Minha nota ínsita na "História do Futuro" do Padre António Vieira, que acaba de sair no Círculo de Leitores:
A
teoria dos céus fluido opõe-se à teoria aristotélico-ptolomaica das esferas
sólidas, onde se situariam os planetas do sistema solar, o próprio Sol e as
estrelas fixas. Em Portugal a ideia dos céus fluidos foi introduzida pelo
jesuíta italiano Cristophoro Borri (1583-1632), que esteve no Oriente e ensinou
em colégios de Coimbra e Lisboa depois de ter saído de Itália, advertido pelo
Geral da Companhia.

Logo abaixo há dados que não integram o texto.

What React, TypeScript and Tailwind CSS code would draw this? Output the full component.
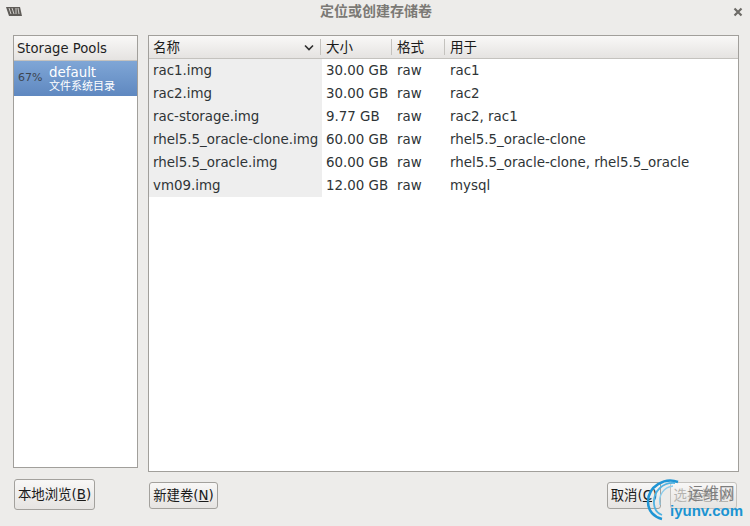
import React from "react";

const font = { fontFamily: '"DejaVu Sans", "Noto Sans CJK SC", sans-serif' };

const volumes = [
  { name: "rac1.img", size: "30.00 GB", format: "raw", usedBy: "rac1" },
  { name: "rac2.img", size: "30.00 GB", format: "raw", usedBy: "rac2" },
  { name: "rac-storage.img", size: "9.77 GB", format: "raw", usedBy: "rac2, rac1" },
  { name: "rhel5.5_oracle-clone.img", size: "60.00 GB", format: "raw", usedBy: "rhel5.5_oracle-clone" },
  { name: "rhel5.5_oracle.img", size: "60.00 GB", format: "raw", usedBy: "rhel5.5_oracle-clone, rhel5.5_oracle" },
  { name: "vm09.img", size: "12.00 GB", format: "raw", usedBy: "mysql" },
];

function Button({ label, mnemonic, className, disabled }: { label: string; mnemonic: string; className: string; disabled?: boolean }) {
  return (
    <button
      className={
        "h-[27px] rounded-[3px] border border-[#a3a19d] bg-gradient-to-b from-[#f8f7f6] to-[#e6e4e2] text-[13.4px] pt-[2px] flex items-center justify-center whitespace-nowrap " +
        (disabled ? "text-[#b5b3af] border-[#c4c2be] " : "text-[#1a1a1a] ") +
        className
      }
    >
      {label}(<span className="underline">{mnemonic}</span>)
    </button>
  );
}

export default function App() {
  return (
    <div className="relative w-[750px] h-[526px] overflow-hidden bg-[#edecea] text-[#2e3436] flex flex-col" style={font}>
      {/* title bar */}
      <div className="h-[24px] flex items-center justify-between pl-[6px] pr-[6px] shrink-0">
        <svg width="16" height="9" viewBox="0 0 16 9" className="mb-[1px]">
          <path d="M0 0h14l2 9H3z" fill="#5f5c58" />
          <path d="M3 1l2 6M6 1l2 6M10 1v6M12 1l1 6" stroke="#cfcdc9" strokeWidth="1" />
        </svg>
        <div className="text-[14px] font-bold text-[#7b7975] mr-[3px] mb-[1px]">定位或创建存储卷</div>
        <svg width="10" height="10" viewBox="0 0 10 10" className="mr-[1px]">
          <path d="M1.500 1.500l7 7M8.500 1.500l-7 7" stroke="#6d6b67" strokeWidth="2.200" />
        </svg>
      </div>

      <div className="flex flex-1 pl-[13px] pr-[11px] pt-[11px] gap-[10px]">
        {/* left column */}
        <div className="w-[125px] flex flex-col">
          <div className="h-[433px] border border-[#a19f9b] bg-white flex flex-col">
            <div className="h-[25px] px-[3px] pt-[1px] flex items-center text-[13.2px] text-[#1f1f1f] bg-gradient-to-b from-[#f9f8f7] to-[#e5e3e1] border-b border-[#c4c2be]">
              Storage Pools
            </div>
            <div className="h-[35px] flex items-center bg-gradient-to-b from-[#7fa6d6] to-[#5f88c0] text-white">
              <div className="w-[35px] pl-[4px] text-[11px] text-[#3d4550]">67%</div>
              <div className="flex flex-col leading-none">
                <div className="text-[13.400px] leading-[15px]">default</div>
                <div className="text-[11px] leading-[13px]">文件系统目录</div>
              </div>
            </div>
          </div>
          <Button label="本地浏览" mnemonic="B" className="w-[81px] !h-[31px] mt-[11px] ml-[1px]" />
        </div>

        {/* right column */}
        <div className="flex-1 flex flex-col min-w-0">
          <div className="h-[437px] border border-[#a19f9b] bg-white flex flex-col">
            <div className="h-[23px] flex items-center text-[13.500px] text-[#1a1a1a] bg-gradient-to-b from-[#f9f8f7] to-[#e5e3e1] border-b border-[#c4c2be] shrink-0">
              <div className="w-[172px] pl-[4px] pr-[6px] flex items-center justify-between border-r border-[#c4c2be] h-[16px]">
                <span>名称</span>
                <svg width="10" height="7" viewBox="0 0 10 7">
                  <path d="M1 1.500l4 4 4-4" fill="none" stroke="#2e2e2e" strokeWidth="1.600" />
                </svg>
              </div>
              <div className="w-[71px] pl-[5px] border-r border-[#c4c2be] h-[16px] flex items-center">大小</div>
              <div className="w-[53px] pl-[5px] border-r border-[#c4c2be] h-[16px] flex items-center">格式</div>
              <div className="pl-[5px]">用于</div>
            </div>
            {volumes.map((v) => (
              <div key={v.name} className="h-[23px] flex items-center text-[13.400px] text-[#2e3436] whitespace-nowrap">
                <div className="w-[173px] h-full pl-[4px] pt-[2px] flex items-center bg-[#eeeeee]">{v.name}</div>
                <div className="w-[71px] pl-[4px] pt-[2px]">{v.size}</div>
                <div className="w-[53px] pl-[4px] pt-[2px]">{v.format}</div>
                <div className="pl-[4px] pt-[2px]">{v.usedBy}</div>
              </div>
            ))}
          </div>
          <div className="flex items-center mt-[10px] pl-[1px] pr-[2px]">
            <Button label="新建卷" mnemonic="N" className="w-[69px]" />
            <Button label="取消" mnemonic="C" className="w-[54px] ml-auto" />
            <Button label="选择卷" mnemonic="V" disabled className="w-[67px] ml-[9px]" />
          </div>
        </div>
      </div>

      {/* watermark */}
      <div className="absolute left-[645px] top-[478px] w-[105px] h-[44px]">
        <svg width="50" height="44" viewBox="0 0 50 44" className="absolute left-0 top-0">
          <path d="M33 4C20 -1 3 8 3 24c0 9 6 15 14 17" fill="none" stroke="#1f95d4" strokeWidth="2.500" />
          <path d="M30 5C18 4 8 13 9 26c.4 5 3 9 8 11" fill="none" stroke="#4fb2e2" strokeWidth="1.800" />
          <path d="M28 8C19 9 13 17 15 27" fill="none" stroke="#8ccdec" strokeWidth="1.400" />
        </svg>
        <div className="absolute left-[43px] top-[6px] text-[15.500px] leading-[20px] text-[#7d7d7d] whitespace-nowrap">运维网</div>
        <div className="absolute left-[25px] top-[25px] text-[15px] leading-[16px] font-bold text-[#1b94d2] whitespace-nowrap" style={{ fontFamily: '"Liberation Sans", sans-serif' }}>iyunv.com</div>
      </div>
    </div>
  );
}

Borri, um dos introdutores do telescópio entre nós,
baseou-se na observação de cometas (como o cometa que observou na Cochinchina,
hoje Vietname, em 1618) e no aparecimento de novas estrelas (como a Nova Stella observada em 1572 pelo
dinamarquês Tycho Brahe e que hoje sabemos ser uma supernova) para contrariar a
tese antiga de que os céus eram imutáveis e incorruptíveis. De facto, Borri deve-se
ter inspirado em Tycho Brahe, para escrever: “Na opinião dos Antigos, que imaginavam tantos céus
sólidos, não é possível que os cometas
penetrem tantos céus. Na nossa opinião, não é difícil, porque concebemos ser o
céu, não um corpo sólido, mas fluido” (in Compendium de Nova Mundi Constitutione, 1624). Depois de Borri, jesuítas portugueses como Soares
Lusitano e Baltasar Teles em Évora, também simpatizaram com a ideia dos céus
fluidos. Por outro lado, o francês René Descartes, no seu livro Traité du Monde et de la Lumière, escrito
entre 1629
and 1633 mas só publicado em 1664, atribuiu os movimentos planetários a
vórtices celestes, um conceito semelhante ao dos céus fluidos. Não admira por isso que o jesuíta Vieira, na sua História do Futuro, escrita a meio do
século XVII, fale dos céus fluidos como uma ideia recente. Faz, porém, notar
que se trata também de uma ideia antiga. Tem razão, pois, por exemplo, o
filósofo grego pré-socrático Anaxímenes de Mileto (c. 588- 524 a.C.) considerava o ar o elemento essencial e imaginava os
astros como discos flutuantes em fluxos de ar.